FIG. 10A-FIG. 10B depict the downhole apparatus 100 as it is run into the wellbore 120 as shown in FIG. 1 or FIG. 2. The wellbore 120, shown in FIG. 1, and the bore 1048, shown in FIG. 10B, at this time are at an ambient pressure, which will typically be a hydrostatic pressure resulting from the weight of the fluid in the wellbore. The check piston 1055 is shown in its open position in FIG. 11A. Note that the check piston 1055 is pinned to the inner mandrel 1025 by a shear pin 1140 to prevent inadvertent shifting. The lock piston 1060, as shown in FIG. 11B, is in its locked position and also pinned to the inner mandrel 1025 to prevent inadvertent shifting by a shear pin 1142. Still referring to FIG. 11B, the bypass piston 1065 is in its safe position. Its position is held relative to the inner mandrel 1025 by a locking dog 1145.

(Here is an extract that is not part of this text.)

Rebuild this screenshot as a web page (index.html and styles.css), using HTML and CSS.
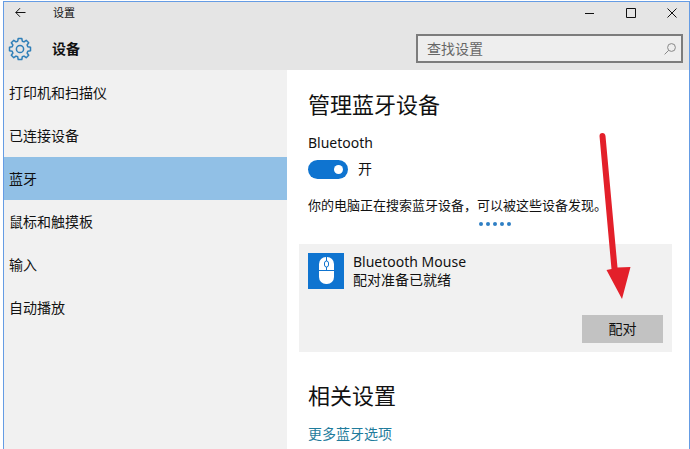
FILE: index.html
```html
<!DOCTYPE html>
<html lang="zh-CN">
<head>
	<meta charset="UTF-8">
	<meta name="viewport" content="width=device-width, initial-scale=1.0">
	<link rel="stylesheet" href="styles.css">
	<title>设置</title>
</head>
<body>
	<div class="window">
		<header class="top">
			<div class="titlebar">
				<button class="icon-btn back" type="button" aria-label="返回">
					<svg width="12" height="12" viewBox="0 0 12 12"><path d="M10.500 5.500H.8M5 1.200L.8 5.500L5 9.800"/></svg>
				</button>
				<span class="app-name">设置</span>
				<div class="controls">
					<button class="icon-btn" type="button" aria-label="最小化">
						<svg width="10" height="10" viewBox="0 0 10 10"><path d="M0 5.500h9"/></svg>
					</button>
					<button class="icon-btn" type="button" aria-label="最大化">
						<svg width="10" height="10" viewBox="0 0 10 10"><path d="M.5 .5h9v9h-9z"/></svg>
					</button>
					<button class="icon-btn" type="button" aria-label="关闭">
						<svg width="10" height="10" viewBox="0 0 10 10"><path d="M.5 .5l9 9M9.500 .5l-9 9"/></svg>
					</button>
				</div>
			</div>
			<div class="page-head">
				<svg class="gear" width="24" height="24" viewBox="-12 -12 24 24" aria-hidden="true">
					<path d="M-1.800 -10.500H1.800L2.300 -7.800L4 -7.100L6.200 -8.700L8.700 -6.200L7.100 -4L7.800 -2.300L10.500 -1.800V1.800L7.800 2.300L7.100 4L8.700 6.200L6.200 8.700L4 7.100L2.300 7.800L1.800 10.500H-1.800L-2.300 7.800L-4 7.100L-6.200 8.700L-8.700 6.200L-7.100 4L-7.800 2.300L-10.500 1.800V-1.800L-7.800 -2.300L-7.100 -4L-8.700 -6.200L-6.200 -8.700L-4 -7.100L-2.300 -7.800Z"/>
					<circle r="3.600"/>
				</svg>
				<strong class="page-name">设备</strong>
				<form class="search" role="search">
					<input class="search-input" type="text" placeholder="查找设置" aria-label="查找设置">
					<button class="search-btn" type="button" aria-label="搜索">
						<svg width="12" height="12" viewBox="0 0 12 12"><circle cx="7.500" cy="4.500" r="3.900"/><path d="M4.700 7.300L.6 11.400"/></svg>
					</button>
				</form>
			</div>
		</header>

		<div class="body">
			<nav class="side" aria-label="设备">
				<a class="side-link" href="#printers">打印机和扫描仪</a>
				<a class="side-link" href="#connected">已连接设备</a>
				<a class="side-link is-active" href="#bluetooth" aria-current="page">蓝牙</a>
				<a class="side-link" href="#mouse">鼠标和触摸板</a>
				<a class="side-link" href="#typing">输入</a>
				<a class="side-link" href="#autoplay">自动播放</a>
			</nav>

			<main class="content">
				<h1 class="title">管理蓝牙设备</h1>
				<label class="label" for="bt">Bluetooth</label>
				<div class="toggle-row">
					<input class="toggle" id="bt" type="checkbox" role="switch" checked>
					<span>开</span>
				</div>
				<p class="status">你的电脑正在搜索蓝牙设备，可以被这些设备发现。</p>
				<div class="dots" role="progressbar" aria-label="正在搜索">
					<i></i><i></i><i></i><i></i><i></i>
				</div>

				<section class="device">
					<div class="device-info">
						<svg class="device-icon" width="36" height="36" viewBox="0 0 36 36" aria-hidden="true">
							<rect class="tile" width="36" height="36"/>
							<rect class="mouse" x="11" y="4" width="15" height="27" rx="7"/>
							<path class="line" d="M10 17.500h17M18.500 3v5M18.500 14v3"/>
							<rect class="line" x="16.500" y="8" width="4" height="6" rx="2"/>
						</svg>
						<div>
							<div>Bluetooth Mouse</div>
							<div>配对准备已就绪</div>
						</div>
					</div>
					<button class="pair" type="button">配对</button>
					<svg class="pointer" width="40" height="172" viewBox="0 0 40 172" aria-hidden="true">
						<path d="M3.500 6Q3.500 3 6.500 3Q9 3 9.500 6L21.500 137.500L34.500 137L26 169L10.500 140L15.500 139Z"/>
					</svg>
				</section>

				<h2 class="title">相关设置</h2>
				<a class="more" href="#more">更多蓝牙选项</a>
			</main>
		</div>
	</div>
</body>
</html>
```
FILE: styles.css
```css
* {
  box-sizing: border-box;
  margin: 0;
  padding: 0;
}
body {
  background: #fff;
  color: #111;
  font: 14px/20px "Noto Sans", "Noto Sans CJK SC", sans-serif;
}
button, input {
  border: none;
  background: none;
  color: inherit;
  font: inherit;
}
svg {
  display: block;
  fill: none;
  stroke: currentColor;
}

.window {
  display: flex;
  flex-direction: column;
  min-height: calc(100vh - 1px);
  margin: 1px 0 0 3px;
  border: solid #659ce4;
  border-width: 1px 1px 0;
}

/* header */
.top {
  padding-bottom: 7px;
  background: #e5e5e5;
}
.titlebar {
  display: flex;
  align-items: center;
  height: 22px;
}
.icon-btn {
  display: grid;
  place-items: center;
  width: 34px;
  height: 22px;
}
.app-name {
  margin-left: 15px;
  font-size: 11px;
}
.controls {
  display: flex;
  gap: 7px;
  margin-left: auto;
}
.page-head {
  display: flex;
  align-items: center;
  padding: 10px 6px 0 4px;
}
.gear {
  color: #2f7fb8;
  stroke-width: 1.5;
  stroke-linejoin: round;
}
.page-name {
  margin-left: 20px;
}
.search {
  display: flex;
  width: 267px;
  height: 29px;
  margin-left: auto;
  border: 2px solid #7c7c7c;
  background: #eee;
}
.search-input {
  flex: 1;
  min-width: 0;
  padding-left: 9px;
  outline: none;
}
.search-input::placeholder {
  color: #666;
  opacity: 1;
}
.search-btn {
  display: grid;
  place-items: center;
  width: 22px;
  color: #888;
}

/* sidebar + content */
.body {
  display: grid;
  flex: 1;
  grid-template-columns: 283px 1fr;
}
.side {
  padding-top: 1px;
  background: #f1f1f1;
}
.side-link {
  display: flex;
  align-items: center;
  height: 43px;
  padding-left: 5px;
  color: inherit;
  text-decoration: none;
}
.side-link.is-active {
  background: #91c0e6;
}
.content {
  padding: 18px 17px 5px 21px;
}
.title {
  font-size: 22px;
  font-weight: 400;
  line-height: 32px;
}
.label {
  display: block;
  margin-top: 13px;
}
.toggle-row {
  display: flex;
  align-items: center;
  gap: 10px;
  margin-top: 6px;
}
.toggle {
  display: flex;
  align-items: center;
  width: 40px;
  height: 19px;
  padding: 0 5px;
  border-radius: 10px;
  background: #0f74d0;
  appearance: none;
}
.toggle::before {
  width: 9px;
  height: 9px;
  border-radius: 50%;
  background: #fff;
  content: '';
}
.toggle:checked::before {
  margin-left: auto;
}
.status {
  margin-top: 16px;
  font-size: 13px;
}
.dots {
  display: flex;
  justify-content: center;
  gap: 3px;
  margin: 7px -9px 0 0;
}
.dots i {
  width: 4px;
  height: 4px;
  border-radius: 50%;
  background: #2f7fc4;
}

/* found device */
.device {
  position: relative;
  display: flex;
  flex-direction: column;
  gap: 26px;
  margin: 18px 0 27px -9px;
  padding: 9px;
  background: #f1f1f1;
}
.device-info {
  display: flex;
  gap: 9px;
  line-height: 18px;
}
.tile {
  fill: #0f74d0;
  stroke: none;
}
.mouse {
  fill: #fff;
  stroke: none;
}
.line {
  stroke: #0f74d0;
}
.pair {
  align-self: flex-end;
  width: 81px;
  height: 28px;
  background: #c2c2c2;
}
.pointer {
  position: absolute;
  top: -114px;
  right: 36px;
  fill: #e3202a;
  stroke: none;
  pointer-events: none;
}
.more {
  display: inline-block;
  margin-top: 13px;
  color: #1f7c9c;
  text-decoration: none;
}
```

The check piston 1055 does not seal the chamber 1040 in the position shown in FIG. 11A. The chamber 1040 is therefore exposed to the fluid pressure in the bore 1048 through the first port 1045. Thus, when the downhole apparatus 100 is run into the wellbore 120 as a part of the tubular string 110, the pressure in the chamber 1040 is the ambient pressure in the wellbore 120 and the bore 1048.

Once the tubular string 110 is disposed within the wellbore 120, the wellbore 120 is pressured up to a first fluid pressure (P1) in accordance with conventional practice, as is shown in FIG. 9. The chamber 1040, because it is in fluid communication with the bore 1048, will pressure up to the first fluid pressure along with the rest of the well. The shear pin 1140 holding the check piston 1055 is selected to shear at the first fluid pressure. When the shear pin 1140 shears as the well pressure reaches the first fluid pressure, the check piston 1055 moves to a closed position as shown in FIG. 12A. The lock piston 1060 and the bypass piston 1065 do not shift because they are still pinned or locked to the inner mandrel 1025.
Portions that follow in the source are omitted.